There are three distinct sides of risk –
1.Odds of a phenomenon occurring
2.Average consequences of a phenomenon occurring.
3.Tail end consequences of a phenomenon occurring.
As this crisis and almost every decade we find our financial system being dominated by players who concentrate on the first two aspects of risk and not the last one. These funds like a few quant funds had risk party executed using low vol strategies which blew up even in the face of fed backstops.
These tail risk events don’t matter until they suddenly are the only thing matters as the market swings from purchasing power risk to principal risk. Now is there a class , textbook or special coaching that can allow you to think about tail risk. And the answer seems to be no because such a calculation is not rationally possible by the brain nor is it possibly computable in the fundamentally uncertain universe, we live in.

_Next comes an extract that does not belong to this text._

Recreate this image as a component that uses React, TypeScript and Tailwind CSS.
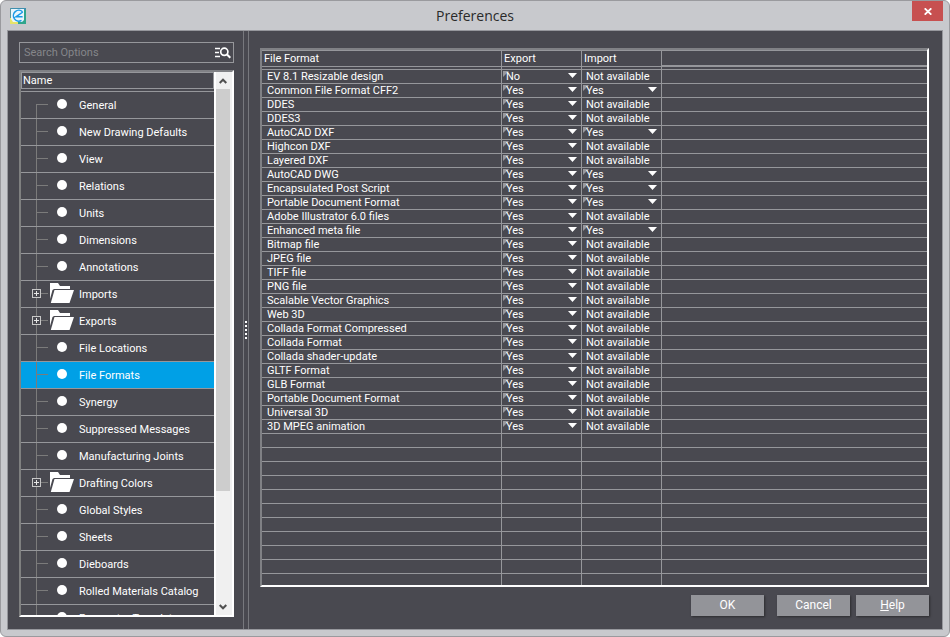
import { useState } from "react";
import clsx from "clsx";

type Kind = "item" | "folder";

const OPTIONS: { label: string; kind: Kind }[] = [
  { label: "General", kind: "item" },
  { label: "New Drawing Defaults", kind: "item" },
  { label: "View", kind: "item" },
  { label: "Relations", kind: "item" },
  { label: "Units", kind: "item" },
  { label: "Dimensions", kind: "item" },
  { label: "Annotations", kind: "item" },
  { label: "Imports", kind: "folder" },
  { label: "Exports", kind: "folder" },
  { label: "File Locations", kind: "item" },
  { label: "File Formats", kind: "item" },
  { label: "Synergy", kind: "item" },
  { label: "Suppressed Messages", kind: "item" },
  { label: "Manufacturing Joints", kind: "item" },
  { label: "Drafting Colors", kind: "folder" },
  { label: "Global Styles", kind: "item" },
  { label: "Sheets", kind: "item" },
  { label: "Dieboards", kind: "item" },
  { label: "Rolled Materials Catalog", kind: "item" },
  { label: "Parameter Templates", kind: "item" },
];

// [name, export, import available]
const FORMATS: [string, string, boolean][] = [
  ["EV 8.1 Resizable design", "No", false],
  ["Common File Format CFF2", "Yes", true],
  ["DDES", "Yes", false],
  ["DDES3", "Yes", false],
  ["AutoCAD DXF", "Yes", true],
  ["Highcon DXF", "Yes", false],
  ["Layered DXF", "Yes", false],
  ["AutoCAD DWG", "Yes", true],
  ["Encapsulated Post Script", "Yes", true],
  ["Portable Document Format", "Yes", true],
  ["Adobe Illustrator 6.0 files", "Yes", false],
  ["Enhanced meta file", "Yes", true],
  ["Bitmap file", "Yes", false],
  ["JPEG file", "Yes", false],
  ["TIFF file", "Yes", false],
  ["PNG file", "Yes", false],
  ["Scalable Vector Graphics", "Yes", false],
  ["Web 3D", "Yes", false],
  ["Collada Format Compressed", "Yes", false],
  ["Collada Format", "Yes", false],
  ["Collada shader-update", "Yes", false],
  ["GLTF Format", "Yes", false],
  ["GLB Format", "Yes", false],
  ["Portable Document Format", "Yes", false],
  ["Universal 3D", "Yes", false],
  ["3D MPEG animation", "Yes", false],
];

const EMPTY_ROWS = Array.from({ length: 40 }, (_, i) => i);

const Logo = () => (
  <svg width="16" height="16" viewBox="0 0 16 16" aria-hidden="true">
    <path d="M0 0H8V16H0Z" fill="#e8e36a" />
    <path d="M8 0H16V16H8Z" fill="#2fa58c" />
    <path d="M0 0H16V2H0Z" fill="#3f8fae" />
    <path d="M0 0H1V10H0Z" fill="#5c97a0" />
    <path d="M1 1H14V12L12 14H3L1 11Z" fill="#e9f6fd" />
    <path
      d="M12.5 3.8A5.4 5.4 0 1 0 11.5 12.4M12.8 4L6 8.8H12.6"
      fill="none"
      stroke="#1a9be6"
      strokeWidth="1.5"
    />
  </svg>
);

const SearchIcon = () => (
  <svg width="16" height="12" viewBox="0 0 16 12" fill="none" stroke="#fff" aria-hidden="true">
    <path d="M0 1.5H5M0 5.5H4M0 9.5H5" strokeWidth="1.5" />
    <circle cx="9.3" cy="4.8" r="3.6" strokeWidth="1.7" />
    <path d="M12 7.5L15.3 10.8" strokeWidth="2" />
  </svg>
);

const FolderIcon = () => (
  <svg width="24" height="20" viewBox="0 0 24 20" fill="#fff" aria-hidden="true">
    <path d="M0 0H8L10 3H20V6H4L2.5 7L0 16Z" />
    <path d="M4.5 7H24L19.5 20H0.8Z" />
  </svg>
);

const Chevron = ({ down }: { down?: boolean }) => (
  <svg
    width="8"
    height="6"
    viewBox="0 0 8 6"
    fill="none"
    stroke="#505050"
    strokeWidth="2"
    className={clsx(down && "rotate-180")}
    aria-hidden="true"
  >
    <path d="M0.7 5L4 1.7L7.3 5" />
  </svg>
);

const TreeRow = ({
  label,
  kind,
  first,
  selected,
  onSelect,
}: {
  label: string;
  kind: Kind;
  first: boolean;
  selected: boolean;
  onSelect: () => void;
}) => (
  <li>
    <button
      type="button"
      onClick={onSelect}
      className={clsx(
        "flex h-[27px] w-full items-center border-b border-[#96979b] pl-[15px] text-left",
        selected && "bg-[#00a0e6]"
      )}
    >
      <span className="relative flex w-3 flex-col self-stretch">
        <span
          className={clsx(
            "h-[13px] border-b border-[#7b7b7b]",
            !first && "border-l"
          )}
        />
        <span className="flex-1 border-l border-[#7b7b7b]" />
        {kind === "folder" && (
          <span className="absolute top-2 -left-1 flex size-[9px] items-center justify-center border border-[#c8c8c8] bg-[#494950]">
            <svg width="5" height="5" viewBox="0 0 5 5" fill="#e6e6e6" aria-hidden="true">
              <path d="M2 0H3V2H5V3H3V5H2V3H0V2H2Z" />
            </svg>
          </span>
        )}
      </span>
      <span className="flex w-7 justify-center pb-[2px]">
        {kind === "folder" ? (
          <FolderIcon />
        ) : (
          <span className="size-[10px] rounded-full bg-white" />
        )}
      </span>
      <span className="pt-[2px] pl-[3px] whitespace-nowrap">{label}</span>
    </button>
  </li>
);

const Sidebar = () => {
  const [active, setActive] = useState("File Formats");

  return (
    <aside className="flex w-[215px] shrink-0 flex-col pt-[11px] pb-3">
      <label className="flex h-[21px] shrink-0 items-center border border-[#96979b] pr-[2px] pl-1">
        <input
          type="text"
          aria-label="Search Options"
          placeholder="Search Options"
          className="min-w-0 flex-1 bg-transparent pt-[2px] outline-none placeholder:text-[#85868a]"
        />
        <SearchIcon />
      </label>
      <div className="mt-[7px] flex min-h-0 flex-1 border-t-2 border-r-2 border-b-2 border-l-2 border-t-[#808185] border-r-white border-b-white border-l-[#7f8080]">
        <div className="flex min-h-0 min-w-0 flex-1 basis-0 flex-col">
          <div className="flex h-[17px] shrink-0 items-center border border-[#96979b] pt-[2px] pl-px">
            Name
          </div>
          <ul className="mt-[2px] min-h-0 flex-1 overflow-hidden border-t border-[#96979b]">
            {OPTIONS.map((o, i) => (
              <TreeRow
                key={o.label}
                {...o}
                first={i === 0}
                selected={o.label === active}
                onSelect={() => setActive(o.label)}
              />
            ))}
          </ul>
        </div>
        <div className="flex w-[18px] flex-col border-x-2 border-l-white border-r-[#f0f0f0] bg-[#f0f0f0]">
          <button type="button" aria-label="Scroll up" className="flex h-[17px] items-center justify-center">
            <Chevron />
          </button>
          <div className="flex-1">
            <div className="h-[79%] bg-[#cdcdcd]" />
          </div>
          <button type="button" aria-label="Scroll down" className="flex h-[17px] items-center justify-center">
            <Chevron down />
          </button>
        </div>
      </div>
    </aside>
  );
};

const Splitter = () => (
  <div className="mr-[11px] ml-[9px] flex w-[6px] shrink-0 flex-col items-center justify-center gap-[2px] border-x border-[#77787d]">
    {[0, 1, 2, 3, 4].map((d) => (
      <span key={d} className="size-[2px] bg-white" />
    ))}
  </div>
);

const CellSelect = ({ label, value }: { label: string; value: string }) => (
  <div className="relative">
    <select
      aria-label={label}
      defaultValue={value}
      className="block h-[13px] w-full appearance-none bg-transparent pl-1 leading-[13px] outline-none"
    >
      <option>Yes</option>
      <option>No</option>
    </select>
    <svg
      width="6"
      height="6"
      viewBox="0 0 6 6"
      className="pointer-events-none absolute top-px left-px -z-10"
      aria-hidden="true"
    >
      <path d="M0 0H6L0 6Z" fill="#9a9a9f" />
    </svg>
    <svg
      width="9"
      height="5"
      viewBox="0 0 9 5"
      className="pointer-events-none absolute top-[3px] right-1"
      aria-hidden="true"
    >
      <path d="M0 0H9L4.5 5Z" fill="#fff" />
    </svg>
  </div>
);

const cell = "h-[14px] border-r border-b border-[#96979b] p-0";
const lastCell = "h-[14px] border-b border-[#96979b] p-0";

const FormatTable = () => (
  <div className="isolate min-h-0 flex-1 basis-0 overflow-hidden border-2 border-t-[#808185] border-r-white border-b-white border-l-[#808185]">
    <table className="w-full table-fixed border-separate border-spacing-0 leading-[13px]">
      <colgroup>
        <col className="w-[240px]" />
        <col className="w-[80px]" />
        <col className="w-[80px]" />
        <col />
      </colgroup>
      <thead>
        <tr>
          {["File Format", "Export", "Import"].map((h) => (
            <th key={h} className="h-5 border-r border-b border-[#96979b] p-0 text-left align-top font-normal">
              <div className="h-[17px] border-y border-[#96979b] pt-px pl-[2px]">{h}</div>
            </th>
          ))}
          <td className="h-5 border-b border-[#96979b] p-0 align-top">
            <div className="h-[17px] border-t border-b-2 border-[#96979b]" />
          </td>
        </tr>
      </thead>
      <tbody>
        {FORMATS.map(([name, exp, imp], i) => (
          <tr key={i}>
            <td className={cell}>
              <div className="pl-[5px]">{name}</div>
            </td>
            <td className={cell}>
              <CellSelect label={`Export ${name}`} value={exp} />
            </td>
            <td className={cell}>
              {imp ? (
                <CellSelect label={`Import ${name}`} value="Yes" />
              ) : (
                <div className="pl-1">Not available</div>
              )}
            </td>
            <td className={lastCell} />
          </tr>
        ))}
        {EMPTY_ROWS.map((r) => (
          <tr key={r}>
            <td className={cell} />
            <td className={cell} />
            <td className={cell} />
            <td className={lastCell} />
          </tr>
        ))}
      </tbody>
    </table>
  </div>
);

const btn =
  "h-[21px] w-[73px] bg-[#939499] text-center text-[12px] leading-[21px] shadow-[1px_1px_2px_#2c2c30]";

export default function App() {
  return (
    <div className="h-screen bg-white font-[Roboto,sans-serif] text-[11px] text-white">
      <div className="flex h-full flex-col rounded-md border border-[#9a9a9e] bg-[#c8c9cd] px-[6px] pb-[6px]">
        <header className="grid h-[29px] shrink-0 grid-cols-[1fr_auto_1fr] items-center">
          <div className="pl-[3px]">
            <Logo />
          </div>
          <h1 className="font-['Open_Sans',sans-serif] text-[14px] text-[#2a2a2a]">Preferences</h1>
          <button
            type="button"
            aria-label="Close"
            className="flex h-5 w-[31px] items-center justify-center self-start justify-self-end bg-[#c75050]"
          >
            <svg width="8" height="7" viewBox="0 0 8 7" stroke="#fff" strokeWidth="1.8" aria-hidden="true">
              <path d="M0.7 0.3L7.3 6.7M7.3 0.3L0.7 6.7" />
            </svg>
          </button>
        </header>
        <div className="flex min-h-0 flex-1 border border-[#96979c] bg-[#494950] pl-[11px]">
          <Sidebar />
          <Splitter />
          <main className="flex min-w-0 flex-1 flex-col pt-[17px] pr-[13px] pb-[13px]">
            <FormatTable />
            <div className="mt-2 flex shrink-0 justify-end">
              <button type="button" className={btn}>
                OK
              </button>
              <button type="button" className={`${btn} ml-[13px]`}>
                Cancel
              </button>
              <button type="button" className={`${btn} ml-[6px]`}>
                <u>H</u>elp
              </button>
            </div>
          </main>
        </div>
      </div>
    </div>
  );
}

It is over here that experience or trauma matters because these memories can fundamentally reshape your risk aversion and perception through its effect on the hippocampus and Amygdala of the brain.

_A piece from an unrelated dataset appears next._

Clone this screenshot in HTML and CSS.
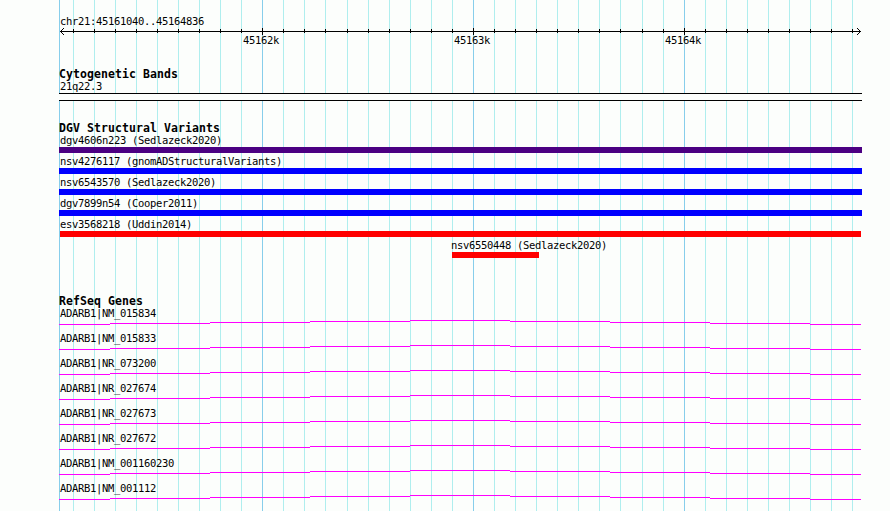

The author recounts his own experience where he and two of his other friends would go out skiing sometime in places that they weren’t allowed to as they were prone to avalanches. This one time he actually faces an avalanche that does not turn out to be life threatening but buries his feet in the snow , all the friends laugh it off but he was clearly shaken. The next time he went skiing again with his friends on being asked to ski the dangerous parts again , he unconsciously said no. The author makes the point that these unconscious decisions can affect our lives for better or worse , much more than the conscious decisions which fall into the first two categories of risk.
In investing, the average consequences of risk make up most of the daily news headlines. But the tail-end consequences of risk – like pandemics, and depressions – are what make the pages of history books. They’re all that matter. They’re all you should focus on. We spent the last decade debating whether economic risk meant the Federal Reserve set interest rates at 0.25% or 0.5%. Then 36 million people lost their jobs in two months because of a virus. It’s absurd.
Tail-end events are all that matter.